[BEGIN EXTRACTED ENTRIES]
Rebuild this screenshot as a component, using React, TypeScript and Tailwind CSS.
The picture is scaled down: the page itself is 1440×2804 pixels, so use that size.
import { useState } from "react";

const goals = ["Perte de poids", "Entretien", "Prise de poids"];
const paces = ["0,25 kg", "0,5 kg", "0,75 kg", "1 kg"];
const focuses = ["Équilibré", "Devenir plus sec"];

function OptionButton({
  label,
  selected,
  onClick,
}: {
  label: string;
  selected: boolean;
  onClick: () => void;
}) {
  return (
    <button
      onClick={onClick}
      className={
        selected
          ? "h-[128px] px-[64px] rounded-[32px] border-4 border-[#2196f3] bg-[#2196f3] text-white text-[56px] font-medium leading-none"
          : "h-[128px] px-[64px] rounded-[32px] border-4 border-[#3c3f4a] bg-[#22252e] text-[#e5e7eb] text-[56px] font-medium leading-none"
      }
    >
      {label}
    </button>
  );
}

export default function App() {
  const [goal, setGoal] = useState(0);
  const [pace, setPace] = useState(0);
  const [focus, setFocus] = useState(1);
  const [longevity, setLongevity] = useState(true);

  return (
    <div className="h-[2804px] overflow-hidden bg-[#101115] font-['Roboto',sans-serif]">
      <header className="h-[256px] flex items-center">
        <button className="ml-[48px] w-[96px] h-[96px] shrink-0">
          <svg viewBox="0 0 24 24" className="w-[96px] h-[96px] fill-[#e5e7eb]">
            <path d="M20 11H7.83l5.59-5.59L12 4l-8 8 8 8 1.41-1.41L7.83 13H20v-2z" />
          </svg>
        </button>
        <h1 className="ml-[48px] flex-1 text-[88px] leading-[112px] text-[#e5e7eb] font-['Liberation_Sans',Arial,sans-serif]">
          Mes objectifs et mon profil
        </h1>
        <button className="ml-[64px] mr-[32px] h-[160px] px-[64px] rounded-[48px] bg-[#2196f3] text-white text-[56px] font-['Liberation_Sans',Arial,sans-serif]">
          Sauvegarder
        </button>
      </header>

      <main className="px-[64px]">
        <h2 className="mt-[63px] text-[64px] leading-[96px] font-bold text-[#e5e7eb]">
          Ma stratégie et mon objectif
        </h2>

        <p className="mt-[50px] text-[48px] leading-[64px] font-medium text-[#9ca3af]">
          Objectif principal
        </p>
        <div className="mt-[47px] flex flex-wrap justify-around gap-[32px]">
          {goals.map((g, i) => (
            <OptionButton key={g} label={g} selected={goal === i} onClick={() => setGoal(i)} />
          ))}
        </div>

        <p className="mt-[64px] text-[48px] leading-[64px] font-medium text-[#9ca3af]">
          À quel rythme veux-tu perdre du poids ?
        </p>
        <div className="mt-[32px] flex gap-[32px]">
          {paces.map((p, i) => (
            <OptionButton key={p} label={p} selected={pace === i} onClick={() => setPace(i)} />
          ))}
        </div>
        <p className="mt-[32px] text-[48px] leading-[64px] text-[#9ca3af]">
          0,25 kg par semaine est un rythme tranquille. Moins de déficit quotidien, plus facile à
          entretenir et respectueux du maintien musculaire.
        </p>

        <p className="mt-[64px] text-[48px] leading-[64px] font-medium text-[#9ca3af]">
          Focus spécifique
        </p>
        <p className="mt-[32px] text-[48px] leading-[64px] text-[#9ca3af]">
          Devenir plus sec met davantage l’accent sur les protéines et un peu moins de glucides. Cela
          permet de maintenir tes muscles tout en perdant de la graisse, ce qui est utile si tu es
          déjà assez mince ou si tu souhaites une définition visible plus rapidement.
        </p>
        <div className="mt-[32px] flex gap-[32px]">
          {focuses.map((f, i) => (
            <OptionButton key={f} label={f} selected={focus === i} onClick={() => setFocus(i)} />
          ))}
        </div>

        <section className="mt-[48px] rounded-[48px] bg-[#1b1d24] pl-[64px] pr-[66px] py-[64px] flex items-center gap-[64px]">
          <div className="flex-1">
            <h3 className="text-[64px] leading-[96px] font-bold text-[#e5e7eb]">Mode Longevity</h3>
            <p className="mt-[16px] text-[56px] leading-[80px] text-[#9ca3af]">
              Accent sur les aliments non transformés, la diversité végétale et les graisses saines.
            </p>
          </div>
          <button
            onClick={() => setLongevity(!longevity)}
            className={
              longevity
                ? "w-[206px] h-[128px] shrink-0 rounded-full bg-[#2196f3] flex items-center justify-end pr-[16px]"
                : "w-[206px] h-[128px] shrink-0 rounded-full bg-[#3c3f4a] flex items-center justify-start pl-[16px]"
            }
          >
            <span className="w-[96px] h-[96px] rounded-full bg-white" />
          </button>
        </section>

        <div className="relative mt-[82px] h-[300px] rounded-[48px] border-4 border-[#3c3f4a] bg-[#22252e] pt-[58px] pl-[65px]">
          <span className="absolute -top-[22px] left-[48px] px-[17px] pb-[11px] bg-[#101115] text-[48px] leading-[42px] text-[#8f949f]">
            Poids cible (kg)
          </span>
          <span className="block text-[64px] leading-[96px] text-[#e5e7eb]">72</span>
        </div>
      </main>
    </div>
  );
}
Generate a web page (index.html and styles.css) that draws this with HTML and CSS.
[END EXTRACTED ENTRIES]
INSTRUCTIONS FOR THE TASK:
Repeat the preceding lines exactly, please, every one of them.

RESULT OF THE EXERCISE:
Rebuild this screenshot as a component, using React, TypeScript and Tailwind CSS.
The picture is scaled down: the page itself is 1440×2804 pixels, so use that size.
import { useState } from "react";

const goals = ["Perte de poids", "Entretien", "Prise de poids"];
const paces = ["0,25 kg", "0,5 kg", "0,75 kg", "1 kg"];
const focuses = ["Équilibré", "Devenir plus sec"];

function OptionButton({
  label,
  selected,
  onClick,
}: {
  label: string;
  selected: boolean;
  onClick: () => void;
}) {
  return (
    <button
      onClick={onClick}
      className={
        selected
          ? "h-[128px] px-[64px] rounded-[32px] border-4 border-[#2196f3] bg-[#2196f3] text-white text-[56px] font-medium leading-none"
          : "h-[128px] px-[64px] rounded-[32px] border-4 border-[#3c3f4a] bg-[#22252e] text-[#e5e7eb] text-[56px] font-medium leading-none"
      }
    >
      {label}
    </button>
  );
}

export default function App() {
  const [goal, setGoal] = useState(0);
  const [pace, setPace] = useState(0);
  const [focus, setFocus] = useState(1);
  const [longevity, setLongevity] = useState(true);

  return (
    <div className="h-[2804px] overflow-hidden bg-[#101115] font-['Roboto',sans-serif]">
      <header className="h-[256px] flex items-center">
        <button className="ml-[48px] w-[96px] h-[96px] shrink-0">
          <svg viewBox="0 0 24 24" className="w-[96px] h-[96px] fill-[#e5e7eb]">
            <path d="M20 11H7.83l5.59-5.59L12 4l-8 8 8 8 1.41-1.41L7.83 13H20v-2z" />
          </svg>
        </button>
        <h1 className="ml-[48px] flex-1 text-[88px] leading-[112px] text-[#e5e7eb] font-['Liberation_Sans',Arial,sans-serif]">
          Mes objectifs et mon profil
        </h1>
        <button className="ml-[64px] mr-[32px] h-[160px] px-[64px] rounded-[48px] bg-[#2196f3] text-white text-[56px] font-['Liberation_Sans',Arial,sans-serif]">
          Sauvegarder
        </button>
      </header>

      <main className="px-[64px]">
        <h2 className="mt-[63px] text-[64px] leading-[96px] font-bold text-[#e5e7eb]">
          Ma stratégie et mon objectif
        </h2>

        <p className="mt-[50px] text-[48px] leading-[64px] font-medium text-[#9ca3af]">
          Objectif principal
        </p>
        <div className="mt-[47px] flex flex-wrap justify-around gap-[32px]">
          {goals.map((g, i) => (
            <OptionButton key={g} label={g} selected={goal === i} onClick={() => setGoal(i)} />
          ))}
        </div>

        <p className="mt-[64px] text-[48px] leading-[64px] font-medium text-[#9ca3af]">
          À quel rythme veux-tu perdre du poids ?
        </p>
        <div className="mt-[32px] flex gap-[32px]">
          {paces.map((p, i) => (
            <OptionButton key={p} label={p} selected={pace === i} onClick={() => setPace(i)} />
          ))}
        </div>
        <p className="mt-[32px] text-[48px] leading-[64px] text-[#9ca3af]">
          0,25 kg par semaine est un rythme tranquille. Moins de déficit quotidien, plus facile à
          entretenir et respectueux du maintien musculaire.
        </p>

        <p className="mt-[64px] text-[48px] leading-[64px] font-medium text-[#9ca3af]">
          Focus spécifique
        </p>
        <p className="mt-[32px] text-[48px] leading-[64px] text-[#9ca3af]">
          Devenir plus sec met davantage l’accent sur les protéines et un peu moins de glucides. Cela
          permet de maintenir tes muscles tout en perdant de la graisse, ce qui est utile si tu es
          déjà assez mince ou si tu souhaites une définition visible plus rapidement.
        </p>
        <div className="mt-[32px] flex gap-[32px]">
          {focuses.map((f, i) => (
            <OptionButton key={f} label={f} selected={focus === i} onClick={() => setFocus(i)} />
          ))}
        </div>

        <section className="mt-[48px] rounded-[48px] bg-[#1b1d24] pl-[64px] pr-[66px] py-[64px] flex items-center gap-[64px]">
          <div className="flex-1">
            <h3 className="text-[64px] leading-[96px] font-bold text-[#e5e7eb]">Mode Longevity</h3>
            <p className="mt-[16px] text-[56px] leading-[80px] text-[#9ca3af]">
              Accent sur les aliments non transformés, la diversité végétale et les graisses saines.
            </p>
          </div>
          <button
            onClick={() => setLongevity(!longevity)}
            className={
              longevity
                ? "w-[206px] h-[128px] shrink-0 rounded-full bg-[#2196f3] flex items-center justify-end pr-[16px]"
                : "w-[206px] h-[128px] shrink-0 rounded-full bg-[#3c3f4a] flex items-center justify-start pl-[16px]"
            }
          >
            <span className="w-[96px] h-[96px] rounded-full bg-white" />
          </button>
        </section>

        <div className="relative mt-[82px] h-[300px] rounded-[48px] border-4 border-[#3c3f4a] bg-[#22252e] pt-[58px] pl-[65px]">
          <span className="absolute -top-[22px] left-[48px] px-[17px] pb-[11px] bg-[#101115] text-[48px] leading-[42px] text-[#8f949f]">
            Poids cible (kg)
          </span>
          <span className="block text-[64px] leading-[96px] text-[#e5e7eb]">72</span>
        </div>
      </main>
    </div>
  );
}
Generate a web page (index.html and styles.css) that draws this with HTML and CSS.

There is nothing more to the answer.